Since 2006, the majority of the old Liggett & Myers complex has been repurposed as West Village. West Village features hundreds of apartments, offices, shops, and restuarants.

City Center

The City Center is the area that was considered Downtown Durham for most of the city's existence. City Center is home to most of Durham's tallest buildings and Main Street, downtown's historic commercial corridor.

Durham Marriott is directly attached to the Durham Convention Center.

CCB Plaza is located at the intersection of East Chapel Hill and North Corcoran Streets.

Completed in 1937 for the Durham Bank & Trust Company, the 17-story Hill Building (Suntrust) was designed by NYC's Shreve, Lamb & Harmon. This firm was best known for the design of the Empire State Building. The Art Deco skyscraper is currently being redeveloped into a boutique hotel by Kentucky-based Museum Hotels.

The Carolina Theatre dates back to 1926. The city owns the facility and it's operated by a nonprofit organization named The Carolina Theatre of Durham, Incorporated.

Government Services District

The Government Services District lies just southeast of the old city's center and is home to most city and county offices.

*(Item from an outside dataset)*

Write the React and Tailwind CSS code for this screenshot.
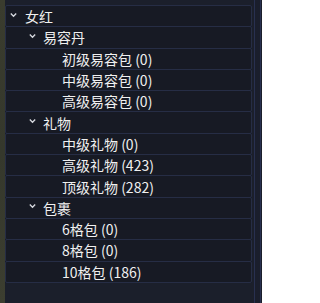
import React from "react";

const rows = [
  { level: 0, label: "女红" },
  { level: 1, label: "易容丹" },
  { level: 2, label: "初级易容包 (0)" },
  { level: 2, label: "中级易容包 (0)" },
  { level: 2, label: "高级易容包 (0)" },
  { level: 1, label: "礼物" },
  { level: 2, label: "中级礼物 (0)" },
  { level: 2, label: "高级礼物 (423)" },
  { level: 2, label: "顶级礼物 (282)" },
  { level: 1, label: "包裹" },
  { level: 2, label: "6格包 (0)" },
  { level: 2, label: "8格包 (0)" },
  { level: 2, label: "10格包 (186)" },
];

function Chevron() {
  return (
    <svg width="7" height="6" viewBox="0 0 7 6" className="shrink-0 -mt-[3px]">
      <path d="M0.8 1.5 L3.5 4.3 L6.2 1.5" fill="none" stroke="#d8dae0" strokeWidth="1.3" />
    </svg>
  );
}

export default function App() {
  return (
    <div
      className="w-[262px] h-[303px] flex bg-[#1b1f2b] overflow-hidden"
      style={{ fontFamily: '"Noto Sans CJK SC", "Noto Sans", sans-serif' }}
    >
      <div className="w-[5px] h-full bg-gradient-to-b from-[#3a3c2e] via-[#35382c] to-[#3c3e30]" />
      <div className="flex-1 flex flex-col pt-[5px] pr-[2px]">
        {rows.map((r, i) => (
          <div
            key={i}
            className="h-[22.3px] flex items-center border border-[#262d45] rounded-[2px] bg-[#171a24] -mt-px first:mt-0 text-[14px] text-[#f0f0f0] leading-none"
          >
            {r.level === 0 && (
              <div className="flex items-center pl-[4px] gap-[8px]">
                <Chevron />
                <span>{r.label}</span>
              </div>
            )}
            {r.level === 1 && (
              <div className="flex items-center pl-[23px] gap-[7px]">
                <Chevron />
                <span>{r.label}</span>
              </div>
            )}
            {r.level === 2 && <span className="pl-[56px]">{r.label}</span>}
          </div>
        ))}
      </div>
      <div className="w-[8px] h-full flex pr-[1px]">
        <div className="flex-1 border-x border-[#283050] bg-[#1a1e2c]" />
      </div>
    </div>
  );
}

Durham County Human Services building opened in November 2013. The $90 million, 300,000 square-foot building houses the Department of Social Services, the Alliance Behavioral Healthcare office and the Department of Veterans Services.

The 10-story, $120 million Durham County Justice Center opened in 2013. The 318,533 square foot building houses the Durham County Sheriff's Office, District Attorney's Office and 20 courtrooms.

Built to LEED Gold Standards, the complex includes lawns on its roofs for insulation and runoff capture.

Golden Belt

The Golden Belt District forms the Southeast section of Downtown Durham. It is anchored by a fully restored textile mill (Golden Belt) that has been repurposed to house art space, studios, offices, retail, lofts, and a restaurant. In recently years, the district has been the location of several infill multifamily residential developments.